In a python script, I need to detect the endline terminator of different csv files. These endline terminators could be: '\r' (mac), '\r\n' (windows), '\n' (unix).
I tried with:
dialecto = csv.Sniffer().sniff(csvfile.read(2048), delimiters=",;")
dialecto.lineterminator
But it doesn't work.
How I could do that?
EDIT:
Based on abarnert response:
def getLineterminator(file):
with open(file, 'rU') as csvfile:
csvfile.next()
return csvfile.newlines
You can't use the csv
module to auto-detect line terminators this way.
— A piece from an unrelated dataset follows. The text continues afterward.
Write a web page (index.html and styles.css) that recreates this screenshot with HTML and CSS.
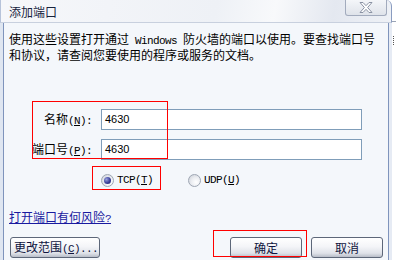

The Sniffer
that you're using is designed to guess between CSV dialects for use by csv.Reader
. But, as the docs say, csv.Reader
actually ignores lineterminator
and handles line endings interchangeably, so Sniffer
doesn't have any reason to set it.
But really, a CSV file with a XXX line terminators is just a text file with XXX line terminators. The fact that it's CSV is irrelevant. Just open
the file in text mode, read a line out of it, and check its newlines
property:
next(file)
file.newlines
In Python 3, as long as you opened the file in text mode (don't use a 'b'
in the mode), this will work. In Python 2.x, you may need to specify universal newlines mode (don't use a 'b'
, and also do use a 'U'
). If you're writing code for both versions, you can use universal newlines mode, and it'll just be ignored in 3.x—but don't do that unless you need it, since it's deprecated as of 3.6 and may become an error one day.